I could leave this article, which already has a handful of links to the workshop and not blatantly suggest you buy it. If I do that, most people will see this article as a good piece of content that teaches some advanced ideas and fundamentals about email marketing and business development. A very small percentage might even purchase the product without my overt prompting.
If I add a sales pitch now, some people will look at the content in this article as merely one long build up of marketing to sell Perry’s product with my affiliate link. They could be justified in labeling this content just me selling something to make money, especially if they scanned the article and hit the end only to find the pitch (and remember most people scan content, they don’t read it).

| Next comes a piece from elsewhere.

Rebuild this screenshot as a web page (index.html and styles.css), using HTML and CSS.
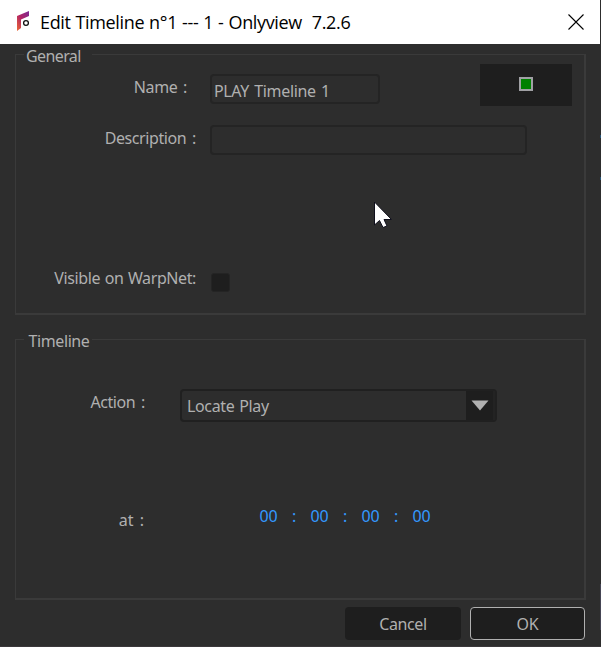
FILE: index.html
```html
<!DOCTYPE html>
<html lang="en">
<head>
<meta charset="utf-8">
<title>Edit Timeline</title>
<link rel="stylesheet" href="styles.css">
</head>
<body>
<div class="window">
  <header class="titlebar">
    <svg class="logo" width="14" height="22" viewBox="0 0 14 22">
      <defs><linearGradient id="lg" x1="1" y1="0" x2="0" y2="1"><stop offset="0" stop-color="#7b2a93"/><stop offset=".5" stop-color="#b02366"/><stop offset="1" stop-color="#ef6a32"/></linearGradient></defs>
      <path d="M12 1V6L4 9.500V18L0 21V6Z" fill="url(#lg)"/>
      <circle cx="9" cy="13" r="2.4" fill="#fff" stroke="#111" stroke-width="1.3"/>
    </svg>
    <h1 class="title">Edit Timeline n°1 --- 1 - Onlyview&nbsp; 7.2.6</h1>
    <svg class="close" width="16" height="16" viewBox="0 0 16 16"><path d="M.5.5l15 15M15.500.5l-15 15" stroke="#000" stroke-width="1.1"/></svg>
  </header>
  <main class="content">
    <section class="group general">
      <h2 class="legend"><span class="general-text">General</span></h2>
      <div class="row name-row">
        <span class="label"><span class="name-text">Name :</span></span>
        <div class="field name-field"><span class="play-text">PLAY Timeline 1</span></div>
        <div class="swatch"><i class="green"></i></div>
      </div>
      <div class="row desc-row">
        <span class="label"><span class="desc-text">Description :</span></span>
        <div class="field desc-field"></div>
      </div>
      <div class="row visible-row">
        <span class="label"><span class="visible-text">Visible on WarpNet:</span></span>
        <i class="checkbox"></i>
      </div>
    </section>
    <section class="group timeline">
      <h2 class="legend"><span class="timeline-text">Timeline</span></h2>
      <div class="row action-row">
        <span class="label"><span class="action-text">Action :</span></span>
        <div class="combo"><span class="locate-text">Locate Play</span>
          <span class="arrow"><svg width="18" height="11" viewBox="0 0 18 11"><path d="M.5.500H17.500L9 10.500Z" fill="#b0b0b0"/></svg></span>
        </div>
      </div>
      <div class="row at-row">
        <span class="label"><span class="at-text">at :</span></span>
        <div class="time"><span>00</span><b>:</b><span>00</span><b>:</b><span>00</span><b>:</b><span>00</span></div>
      </div>
    </section>
    <footer class="buttons">
      <div class="button"><span class="cancel-text">Cancel</span></div>
      <div class="button ok"><span class="ok-text">OK</span></div>
    </footer>
  </main>
  <svg class="cursor" width="19" height="28" viewBox="0 0 19 28"><path d="M.5 1V24L5.500 19.500L9 26.500L13 25L10 18.500H17.500Z" fill="#fff" stroke="#10101c"/></svg>
  <i class="edge edge-a"></i><i class="edge edge-b"></i><i class="edge edge-c"></i>
</div>
</body>
</html>
```
FILE: styles.css
```css
* { box-sizing: border-box; }
body { margin: 0; background: #2d2d2d; }
.window { position: relative; width: 601px; height: 647px; overflow: hidden; background: #2d2d2d; color: #b0b0b0; font: 16px/20px "Noto Sans", sans-serif; border-bottom: 1px solid #3b383b; }
.titlebar { display: flex; width: 600px; height: 44px; background: #fff; color: #000; }
.logo { margin: 10px 0 0 17px; flex: none; }
.title { margin: 10px 0 0 9px; font: 400 18px/24px "Open Sans", sans-serif; letter-spacing: -0.35px; word-spacing: 0.6px; white-space: nowrap; }
.close { margin: 14px 16.5px 0 auto; flex: none; }
.content { padding: 10px 15px 0; }
.group { width: 571px; border: solid #3a3a3a; border-width: 1px 2px 2px 1px; }
.general { height: 261px; }
.timeline { height: 261px; margin-top: 24px; }
.legend { width: 68px; height: 20px; margin: -9px 0 0 8px; padding-left: 2px; background: #2d2d2d; font: inherit; white-space: nowrap; }
.timeline .legend { padding-left: 4.5px; }
.row { display: flex; align-items: flex-start; }
.label { flex: none; width: 181px; padding-right: 1px; text-align: right; white-space: nowrap; word-spacing: 2px; }
.field { height: 30px; margin-left: 13px; border: 2px solid #242424; border-radius: 4px; white-space: nowrap; }
.name-row { height: 52px; margin-top: -2px; }
.name-row .label { width: 172px; padding-top: 13px; }
.name-field { width: 170px; margin: 10px 0 0 22px; padding: 5px 0 0 2px; }
.swatch { display: flex; justify-content: center; width: 92px; height: 42px; margin-left: 100px; padding-top: 13px; background: #1e1e1e; }
.green { width: 14px; height: 14px; background: #008000; border: 2px solid #a0a0a4; }
.desc-row { height: 30px; margin-top: 9px; }
.desc-row .label { padding-top: 3px; }
.desc-field { width: 317px; }
.visible-row { margin-top: 113px; }
.checkbox { width: 19px; height: 19px; margin: 5px 0 0 14px; background: #1e1e1e; border: 1px solid #242424; border-radius: 3px; }
.action-row { margin-top: 38px; }
.action-row .label, .at-row .label { width: 130px; padding-top: 3px; }
.combo { display: flex; width: 317px; height: 33px; margin-left: 34px; padding-left: 5px; border: 2px solid #202020; border-radius: 4px; line-height: 31px; }
.arrow { display: flex; width: 29px; margin-left: auto; padding: 9px 0 0 5px; background: #1e1e1e; border-right: 2px solid #232323; }
.at-row { margin-top: 84px; }
.at-row .label { width: 129px; padding-top: 4px; }
.time { display: flex; margin-left: 113.5px; color: #3399ff; letter-spacing: -0.1px; }
.time span { width: 20px; text-align: center; }
.time b { width: 31px; text-align: center; font-weight: 400; }
.buttons { display: flex; gap: 9px; justify-content: flex-end; width: 570px; margin-top: 7px; }
.button { width: 116px; height: 33px; border-radius: 4px; background: #1e1e1e; text-align: center; line-height: 34px; }
.ok { width: 115px; border: 1.5px solid #b0b0b0; line-height: 32px; }
.cursor { position: absolute; left: 374px; top: 201px; }
.edge { position: absolute; left: 600px; width: 1px; height: 3px; background: #285475; }
.edge-a { top: 135px; }
.edge-b { top: 177px; }
.edge-c { top: 584px; height: 46px; background: #454554; }
.general-text { letter-spacing: -0.6px; }
.name-text, .timeline-text { letter-spacing: -0.4px; }
.desc-text, .cancel-text { letter-spacing: -0.4px; }
.visible-text { letter-spacing: -0.4px; word-spacing: 0.8px; }
.play-text { letter-spacing: -0.35px; word-spacing: 1.5px; }
.action-text { letter-spacing: -0.4px; }
.locate-text { letter-spacing: -0.35px; word-spacing: 1px; }
.ok-text { letter-spacing: -0.3px; }
```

I may sell more product this way short term, though it’s difficult to say for sure.
What’s clear is that much of this is a personal choice in how you want to run your business. Some think selling in every email is fine and if people unsubscribe, they’re not buyers, so it’s good they’re off your list. Others focus on trust building and believe that long term success depends on fostering relationships with quality content. If you’re focusing too much on selling, then you’re slowly destroying your business because you’re destroying trust.
Perry, more than any other marketer, is a consistent demonstration of how to focus on building your business, without selling himself short with excessive pitch. He’s not perfect and of course all of this is subjective, but I can state from my point of view I’ve always admired his endurance, his lack of affiliate pitches, his strength saying no to most product launches, and his authenticity and transparency. Plus, he has built a really solid online business based on trust in a market full of hucksters.
In 2010, his model is what I’m looking to emulate more than any other marketer.